No longer am I considering a different future, i.e. staying in Virginia.  The truth is I barely remain sane day-to-day as a stay-at-home mama.  Trying to reconstruct my life in 3 months as a working single parent by choice is too stressful.  (I’m not really wanting a career change at this point.  I just wanted to avoid moving and leaving this place I love.  But the reality is Life Changes No Matter What in 3 months.)  The angst, however, filled up the few free hours of my days.  And then one morning last week, I decided that enough was enough.  Quit my bitchin’.  Of course, this change in attitude coincided with uncertain events firming up. Hubby didn’t get selected for a week-long TDY at the end of March, which significantly changed my schedule.  The uncertainty of this TDY and all the scheduling decisions that hinged on it was making me anxious.  But now, I am no longer waiting. I have stuff to do.  My few free hours of my days are spent looking at houses and trying to find childcare from a 1,000 miles away.

I am excited about the Possibility.  Even if it’s a place I’ve been before.  Surely after 5 years some things have changed?  Even in West Texas!

Although comparison gets me every time.  And Facebook, as much as I love it, vexes me.  My friend announced their orders.  They are moving to Madrid, Spain.  Excitement!  Adventure!

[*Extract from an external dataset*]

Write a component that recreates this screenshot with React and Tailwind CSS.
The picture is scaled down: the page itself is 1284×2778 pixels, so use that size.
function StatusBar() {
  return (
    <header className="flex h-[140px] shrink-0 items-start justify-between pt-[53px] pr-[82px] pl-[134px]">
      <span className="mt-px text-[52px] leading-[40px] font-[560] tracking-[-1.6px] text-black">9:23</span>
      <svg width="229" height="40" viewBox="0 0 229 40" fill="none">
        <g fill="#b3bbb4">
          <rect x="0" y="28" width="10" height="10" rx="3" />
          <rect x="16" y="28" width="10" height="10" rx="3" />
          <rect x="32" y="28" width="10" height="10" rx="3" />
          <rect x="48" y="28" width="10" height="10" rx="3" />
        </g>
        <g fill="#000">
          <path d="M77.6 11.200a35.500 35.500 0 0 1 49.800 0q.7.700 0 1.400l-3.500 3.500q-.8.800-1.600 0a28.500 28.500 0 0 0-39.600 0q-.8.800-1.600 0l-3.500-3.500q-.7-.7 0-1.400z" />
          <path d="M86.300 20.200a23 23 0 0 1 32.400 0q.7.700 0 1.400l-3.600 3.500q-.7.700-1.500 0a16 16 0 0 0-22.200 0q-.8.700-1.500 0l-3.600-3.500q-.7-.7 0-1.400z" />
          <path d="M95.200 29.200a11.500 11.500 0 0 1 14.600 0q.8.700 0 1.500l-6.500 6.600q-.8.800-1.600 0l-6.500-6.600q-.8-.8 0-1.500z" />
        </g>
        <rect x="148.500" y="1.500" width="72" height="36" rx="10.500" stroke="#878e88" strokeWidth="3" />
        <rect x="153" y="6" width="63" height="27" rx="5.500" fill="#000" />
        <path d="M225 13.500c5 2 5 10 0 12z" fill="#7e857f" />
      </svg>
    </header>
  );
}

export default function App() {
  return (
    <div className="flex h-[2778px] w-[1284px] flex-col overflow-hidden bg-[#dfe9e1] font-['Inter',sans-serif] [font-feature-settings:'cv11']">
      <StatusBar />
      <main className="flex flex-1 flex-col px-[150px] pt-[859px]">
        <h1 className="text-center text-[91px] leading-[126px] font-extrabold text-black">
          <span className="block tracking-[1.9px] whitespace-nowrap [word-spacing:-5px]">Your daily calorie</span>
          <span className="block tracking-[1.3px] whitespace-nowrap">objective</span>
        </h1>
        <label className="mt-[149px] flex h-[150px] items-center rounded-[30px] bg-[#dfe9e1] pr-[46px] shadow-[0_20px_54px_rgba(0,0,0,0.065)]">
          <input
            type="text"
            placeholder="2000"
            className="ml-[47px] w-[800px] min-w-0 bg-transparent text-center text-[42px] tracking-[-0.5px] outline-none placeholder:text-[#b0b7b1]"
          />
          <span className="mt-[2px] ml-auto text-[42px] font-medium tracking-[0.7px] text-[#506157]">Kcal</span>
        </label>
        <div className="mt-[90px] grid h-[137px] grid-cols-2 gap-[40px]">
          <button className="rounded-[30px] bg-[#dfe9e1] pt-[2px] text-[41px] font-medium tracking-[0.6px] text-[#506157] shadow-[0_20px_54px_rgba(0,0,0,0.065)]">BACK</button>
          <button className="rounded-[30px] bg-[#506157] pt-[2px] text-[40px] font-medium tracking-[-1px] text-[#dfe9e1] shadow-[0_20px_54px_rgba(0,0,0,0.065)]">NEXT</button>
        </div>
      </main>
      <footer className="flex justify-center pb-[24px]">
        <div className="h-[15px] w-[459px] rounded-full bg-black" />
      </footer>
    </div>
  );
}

Where’s my paper bag to breathe into?  Truly, I am happy for them.  I am, dammit!  You believe me, right?  I know we are on a completely different path.  Spain was never and will never be in our sites.  But Spain sure sounds exciting.  I am only envious….this morning (at least that’s what I’m telling myself.). 

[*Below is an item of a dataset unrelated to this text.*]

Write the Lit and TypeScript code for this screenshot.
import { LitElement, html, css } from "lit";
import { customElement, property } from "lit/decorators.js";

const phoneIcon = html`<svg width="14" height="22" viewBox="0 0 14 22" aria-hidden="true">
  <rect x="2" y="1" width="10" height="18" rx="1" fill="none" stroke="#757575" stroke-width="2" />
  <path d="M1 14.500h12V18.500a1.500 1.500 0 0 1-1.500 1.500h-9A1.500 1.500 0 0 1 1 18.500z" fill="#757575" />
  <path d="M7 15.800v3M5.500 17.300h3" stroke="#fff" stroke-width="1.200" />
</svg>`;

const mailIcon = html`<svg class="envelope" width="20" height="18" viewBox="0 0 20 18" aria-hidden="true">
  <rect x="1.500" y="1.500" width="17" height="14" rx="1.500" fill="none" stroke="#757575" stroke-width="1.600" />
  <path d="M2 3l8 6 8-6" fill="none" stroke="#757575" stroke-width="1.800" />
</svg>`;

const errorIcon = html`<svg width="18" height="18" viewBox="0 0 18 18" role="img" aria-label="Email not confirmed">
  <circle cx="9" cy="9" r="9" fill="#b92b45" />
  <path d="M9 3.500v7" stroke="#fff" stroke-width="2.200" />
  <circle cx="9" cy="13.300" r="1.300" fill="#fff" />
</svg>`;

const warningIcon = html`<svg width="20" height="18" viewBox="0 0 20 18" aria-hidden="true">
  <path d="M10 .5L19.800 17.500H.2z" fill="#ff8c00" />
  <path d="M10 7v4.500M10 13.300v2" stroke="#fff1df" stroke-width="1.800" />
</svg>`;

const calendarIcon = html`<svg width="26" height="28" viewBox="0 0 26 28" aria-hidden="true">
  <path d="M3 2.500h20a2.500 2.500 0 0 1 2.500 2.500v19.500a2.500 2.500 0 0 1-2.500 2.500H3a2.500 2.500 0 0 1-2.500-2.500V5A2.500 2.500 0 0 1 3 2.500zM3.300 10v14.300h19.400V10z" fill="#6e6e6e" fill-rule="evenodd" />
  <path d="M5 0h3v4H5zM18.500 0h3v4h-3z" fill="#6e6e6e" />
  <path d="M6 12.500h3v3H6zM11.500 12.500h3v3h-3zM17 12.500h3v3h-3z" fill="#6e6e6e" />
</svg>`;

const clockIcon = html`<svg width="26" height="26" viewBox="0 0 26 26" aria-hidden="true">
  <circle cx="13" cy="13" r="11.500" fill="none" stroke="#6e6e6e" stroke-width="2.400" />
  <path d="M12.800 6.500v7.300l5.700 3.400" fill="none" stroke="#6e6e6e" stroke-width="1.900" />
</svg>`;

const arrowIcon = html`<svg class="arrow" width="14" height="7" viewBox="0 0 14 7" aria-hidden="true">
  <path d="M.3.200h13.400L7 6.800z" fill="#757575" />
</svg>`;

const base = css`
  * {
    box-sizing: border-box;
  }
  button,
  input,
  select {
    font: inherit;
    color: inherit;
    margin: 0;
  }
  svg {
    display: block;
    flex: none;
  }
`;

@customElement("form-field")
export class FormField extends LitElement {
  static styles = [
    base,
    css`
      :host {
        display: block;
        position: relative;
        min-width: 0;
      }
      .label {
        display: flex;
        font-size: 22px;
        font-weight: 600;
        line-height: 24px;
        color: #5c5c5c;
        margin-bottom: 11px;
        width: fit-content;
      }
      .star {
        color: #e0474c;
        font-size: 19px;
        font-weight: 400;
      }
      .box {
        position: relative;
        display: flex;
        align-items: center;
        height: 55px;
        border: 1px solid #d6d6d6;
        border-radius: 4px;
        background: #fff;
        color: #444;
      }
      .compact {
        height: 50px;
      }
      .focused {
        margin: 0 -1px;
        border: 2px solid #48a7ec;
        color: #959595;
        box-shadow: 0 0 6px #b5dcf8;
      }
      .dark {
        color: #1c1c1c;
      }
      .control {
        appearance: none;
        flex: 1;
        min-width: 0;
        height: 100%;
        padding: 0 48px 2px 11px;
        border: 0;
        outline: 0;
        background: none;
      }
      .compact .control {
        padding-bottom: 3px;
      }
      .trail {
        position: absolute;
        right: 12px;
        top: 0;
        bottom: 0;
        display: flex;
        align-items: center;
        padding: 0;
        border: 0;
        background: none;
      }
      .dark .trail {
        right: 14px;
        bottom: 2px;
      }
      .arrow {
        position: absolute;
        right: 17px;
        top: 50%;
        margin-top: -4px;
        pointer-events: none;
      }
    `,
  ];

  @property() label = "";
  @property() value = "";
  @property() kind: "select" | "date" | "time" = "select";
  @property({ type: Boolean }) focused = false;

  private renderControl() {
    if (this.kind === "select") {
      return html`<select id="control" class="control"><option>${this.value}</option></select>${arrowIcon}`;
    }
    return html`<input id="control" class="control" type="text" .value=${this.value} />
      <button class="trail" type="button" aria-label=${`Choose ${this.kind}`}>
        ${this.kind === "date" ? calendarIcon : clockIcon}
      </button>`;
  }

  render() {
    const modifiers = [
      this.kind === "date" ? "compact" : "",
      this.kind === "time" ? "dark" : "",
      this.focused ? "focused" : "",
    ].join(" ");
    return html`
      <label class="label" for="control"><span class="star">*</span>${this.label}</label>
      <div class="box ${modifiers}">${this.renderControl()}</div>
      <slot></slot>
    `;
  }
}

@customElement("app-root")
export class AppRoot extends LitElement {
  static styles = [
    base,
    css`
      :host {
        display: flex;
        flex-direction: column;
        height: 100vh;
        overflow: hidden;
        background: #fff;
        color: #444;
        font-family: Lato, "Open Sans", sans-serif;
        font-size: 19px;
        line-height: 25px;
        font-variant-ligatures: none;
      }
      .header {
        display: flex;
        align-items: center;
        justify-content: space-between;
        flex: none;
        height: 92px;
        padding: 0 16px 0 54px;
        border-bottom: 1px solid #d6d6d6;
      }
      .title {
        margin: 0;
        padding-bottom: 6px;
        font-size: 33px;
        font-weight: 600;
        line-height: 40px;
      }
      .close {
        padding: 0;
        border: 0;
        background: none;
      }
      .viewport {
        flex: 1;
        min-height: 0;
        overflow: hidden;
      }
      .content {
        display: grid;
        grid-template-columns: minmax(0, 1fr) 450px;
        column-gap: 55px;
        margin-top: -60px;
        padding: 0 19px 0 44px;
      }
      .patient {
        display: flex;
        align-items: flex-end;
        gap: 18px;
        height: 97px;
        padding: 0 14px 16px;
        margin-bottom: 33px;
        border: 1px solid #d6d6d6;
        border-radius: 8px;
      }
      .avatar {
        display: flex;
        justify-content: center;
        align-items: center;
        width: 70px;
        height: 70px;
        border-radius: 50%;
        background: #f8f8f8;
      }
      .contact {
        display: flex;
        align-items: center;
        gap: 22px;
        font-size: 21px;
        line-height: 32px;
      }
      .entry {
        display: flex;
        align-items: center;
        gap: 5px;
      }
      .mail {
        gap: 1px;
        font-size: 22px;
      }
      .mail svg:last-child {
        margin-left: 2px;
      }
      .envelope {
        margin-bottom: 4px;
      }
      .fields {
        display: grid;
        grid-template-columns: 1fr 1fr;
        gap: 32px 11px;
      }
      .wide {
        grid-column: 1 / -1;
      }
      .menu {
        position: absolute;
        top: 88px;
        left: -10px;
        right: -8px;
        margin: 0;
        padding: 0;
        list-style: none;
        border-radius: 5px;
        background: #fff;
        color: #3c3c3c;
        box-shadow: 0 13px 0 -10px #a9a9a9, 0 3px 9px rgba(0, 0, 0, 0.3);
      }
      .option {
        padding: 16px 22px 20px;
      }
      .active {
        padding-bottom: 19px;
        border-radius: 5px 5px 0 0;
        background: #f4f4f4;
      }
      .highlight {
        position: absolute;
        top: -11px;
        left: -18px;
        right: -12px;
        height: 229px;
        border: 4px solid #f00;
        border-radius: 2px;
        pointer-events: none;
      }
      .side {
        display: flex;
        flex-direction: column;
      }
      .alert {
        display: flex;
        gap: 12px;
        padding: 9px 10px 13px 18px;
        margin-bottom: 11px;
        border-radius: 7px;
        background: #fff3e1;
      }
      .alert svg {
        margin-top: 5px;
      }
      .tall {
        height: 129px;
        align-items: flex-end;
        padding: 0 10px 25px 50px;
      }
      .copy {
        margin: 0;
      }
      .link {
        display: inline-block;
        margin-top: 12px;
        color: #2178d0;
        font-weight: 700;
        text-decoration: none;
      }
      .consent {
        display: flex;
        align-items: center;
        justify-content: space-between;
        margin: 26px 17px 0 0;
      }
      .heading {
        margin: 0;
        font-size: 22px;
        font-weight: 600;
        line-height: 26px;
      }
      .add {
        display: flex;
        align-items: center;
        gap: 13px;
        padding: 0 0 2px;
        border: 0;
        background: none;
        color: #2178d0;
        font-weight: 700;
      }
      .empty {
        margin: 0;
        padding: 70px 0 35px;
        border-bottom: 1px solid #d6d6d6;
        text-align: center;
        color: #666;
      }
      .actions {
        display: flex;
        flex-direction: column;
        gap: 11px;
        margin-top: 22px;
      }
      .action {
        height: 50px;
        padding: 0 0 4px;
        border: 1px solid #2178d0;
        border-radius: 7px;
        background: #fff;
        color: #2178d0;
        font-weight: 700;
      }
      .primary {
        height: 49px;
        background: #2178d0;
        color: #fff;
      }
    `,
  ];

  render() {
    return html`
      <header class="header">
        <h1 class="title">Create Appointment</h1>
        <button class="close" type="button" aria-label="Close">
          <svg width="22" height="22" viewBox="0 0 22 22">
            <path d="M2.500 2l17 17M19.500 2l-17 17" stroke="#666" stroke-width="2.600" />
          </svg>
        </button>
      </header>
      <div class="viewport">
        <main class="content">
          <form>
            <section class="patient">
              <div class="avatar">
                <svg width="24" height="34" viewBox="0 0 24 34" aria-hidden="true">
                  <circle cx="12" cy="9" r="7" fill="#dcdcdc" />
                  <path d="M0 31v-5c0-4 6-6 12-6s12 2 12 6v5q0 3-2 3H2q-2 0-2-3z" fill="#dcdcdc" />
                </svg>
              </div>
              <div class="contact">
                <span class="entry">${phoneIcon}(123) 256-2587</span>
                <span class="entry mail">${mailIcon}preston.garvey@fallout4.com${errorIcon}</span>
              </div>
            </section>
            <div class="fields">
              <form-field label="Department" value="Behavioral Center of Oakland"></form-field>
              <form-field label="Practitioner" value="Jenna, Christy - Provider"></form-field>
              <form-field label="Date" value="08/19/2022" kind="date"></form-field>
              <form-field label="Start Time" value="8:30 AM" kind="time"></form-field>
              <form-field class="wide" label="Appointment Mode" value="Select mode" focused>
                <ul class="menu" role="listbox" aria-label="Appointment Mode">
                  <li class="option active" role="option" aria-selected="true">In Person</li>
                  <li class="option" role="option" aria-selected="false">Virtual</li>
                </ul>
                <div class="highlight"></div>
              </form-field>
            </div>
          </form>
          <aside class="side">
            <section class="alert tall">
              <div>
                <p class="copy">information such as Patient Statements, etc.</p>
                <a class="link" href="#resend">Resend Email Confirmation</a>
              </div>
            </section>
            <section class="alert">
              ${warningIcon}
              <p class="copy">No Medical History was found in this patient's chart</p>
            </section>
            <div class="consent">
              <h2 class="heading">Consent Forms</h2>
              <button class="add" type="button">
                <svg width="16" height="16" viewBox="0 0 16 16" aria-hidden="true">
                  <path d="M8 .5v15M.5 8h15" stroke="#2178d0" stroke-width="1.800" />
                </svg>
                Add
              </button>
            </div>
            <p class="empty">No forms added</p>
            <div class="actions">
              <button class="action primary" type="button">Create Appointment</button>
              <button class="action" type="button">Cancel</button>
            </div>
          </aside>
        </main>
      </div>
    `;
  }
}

Comparison does gets me EVERY time.  I know, I know.  I need to stop doing it.  And if anyone has practical tips on how to stop comparing, I’m all ears.  I finally chatted with my best friend after months of not.  So what if our phone call was at 10:30 at night on a Sunday after she spent most of her day at work.  Finally an uninterrupted hour for both of us to catch up, sacrificing an hour of sleep to maintain a friendship.  She is so overloaded with work and social commitments that adding one more thing just tips the scale, and not always in her favor.  I remember when I lived a similar life so regimented and full of commitments, that I was one car cutoff away from a nasty road rage incident.  I am not envious of her life, only wish her happiness and good health. 

I am still trying to find my balance.  And not compare.  And decide what I truly want.  Which changes frequently.  I resist making a commitment or to do anything that ties me down to a place or schedule, and yet a commitment to a place/career/community is exactly what I think I want.  I am no longer enamored with my military life.

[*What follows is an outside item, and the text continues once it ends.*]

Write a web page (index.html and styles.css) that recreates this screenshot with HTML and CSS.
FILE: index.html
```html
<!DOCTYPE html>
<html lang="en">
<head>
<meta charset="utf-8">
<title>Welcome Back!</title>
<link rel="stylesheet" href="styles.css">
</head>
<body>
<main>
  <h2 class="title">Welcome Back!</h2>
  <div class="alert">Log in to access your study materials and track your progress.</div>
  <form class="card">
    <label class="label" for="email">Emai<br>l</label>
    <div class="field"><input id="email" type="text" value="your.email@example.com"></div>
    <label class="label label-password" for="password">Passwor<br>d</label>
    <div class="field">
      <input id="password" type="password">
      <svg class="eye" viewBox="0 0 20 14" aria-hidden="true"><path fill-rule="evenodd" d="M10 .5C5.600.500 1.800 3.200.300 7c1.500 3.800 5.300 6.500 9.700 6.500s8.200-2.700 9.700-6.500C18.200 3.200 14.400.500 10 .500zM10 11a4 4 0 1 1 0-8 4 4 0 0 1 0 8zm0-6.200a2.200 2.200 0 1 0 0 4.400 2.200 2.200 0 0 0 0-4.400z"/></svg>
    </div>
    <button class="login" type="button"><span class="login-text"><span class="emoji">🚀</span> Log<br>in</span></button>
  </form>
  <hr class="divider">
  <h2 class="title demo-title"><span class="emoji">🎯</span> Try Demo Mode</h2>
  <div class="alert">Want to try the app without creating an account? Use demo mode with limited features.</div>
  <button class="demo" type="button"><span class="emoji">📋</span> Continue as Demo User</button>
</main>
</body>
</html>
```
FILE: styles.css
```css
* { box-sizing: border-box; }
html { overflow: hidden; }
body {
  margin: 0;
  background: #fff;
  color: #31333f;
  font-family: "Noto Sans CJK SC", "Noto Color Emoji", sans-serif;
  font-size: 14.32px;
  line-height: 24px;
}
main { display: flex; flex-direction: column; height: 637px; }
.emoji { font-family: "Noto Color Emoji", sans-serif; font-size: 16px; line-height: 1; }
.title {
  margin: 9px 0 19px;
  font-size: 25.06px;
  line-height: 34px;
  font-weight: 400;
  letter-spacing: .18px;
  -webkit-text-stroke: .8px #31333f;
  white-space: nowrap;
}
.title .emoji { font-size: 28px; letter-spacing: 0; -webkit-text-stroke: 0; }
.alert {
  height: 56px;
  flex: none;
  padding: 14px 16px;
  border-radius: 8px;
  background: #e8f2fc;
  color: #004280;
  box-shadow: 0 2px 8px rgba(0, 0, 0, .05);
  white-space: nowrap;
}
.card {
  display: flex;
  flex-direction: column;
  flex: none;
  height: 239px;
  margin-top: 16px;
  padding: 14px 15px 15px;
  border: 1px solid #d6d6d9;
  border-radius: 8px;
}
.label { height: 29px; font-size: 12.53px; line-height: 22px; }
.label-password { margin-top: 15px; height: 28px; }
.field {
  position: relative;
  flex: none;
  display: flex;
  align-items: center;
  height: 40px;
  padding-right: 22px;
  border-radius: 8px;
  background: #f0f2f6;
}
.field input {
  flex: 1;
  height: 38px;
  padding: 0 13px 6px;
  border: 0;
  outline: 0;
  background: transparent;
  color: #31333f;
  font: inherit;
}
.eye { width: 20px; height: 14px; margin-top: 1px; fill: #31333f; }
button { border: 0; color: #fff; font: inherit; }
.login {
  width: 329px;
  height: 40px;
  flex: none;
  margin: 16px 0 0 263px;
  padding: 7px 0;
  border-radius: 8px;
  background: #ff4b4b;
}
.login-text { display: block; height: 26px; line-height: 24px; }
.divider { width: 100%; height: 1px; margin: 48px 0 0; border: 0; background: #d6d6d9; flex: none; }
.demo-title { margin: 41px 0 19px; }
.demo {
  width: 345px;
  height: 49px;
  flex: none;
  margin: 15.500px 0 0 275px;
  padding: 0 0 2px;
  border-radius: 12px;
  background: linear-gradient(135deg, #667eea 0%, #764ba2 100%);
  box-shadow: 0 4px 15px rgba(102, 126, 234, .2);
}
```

After I write all this, I bore myself with my inability to change while listening to the same sad song I’ve been singing lately.  On repeat.  Life goes on and I keep on living.  Most days are good, but I always live with a tinge of “What if…”  I dislike that feeling.  I want my breakthrough “Oprah’s living the life you want” moment.  But how? Sometimes I think I just like to wallow in my moody abyss of doubt and indecision.  In fact, I’m pretty sure of it.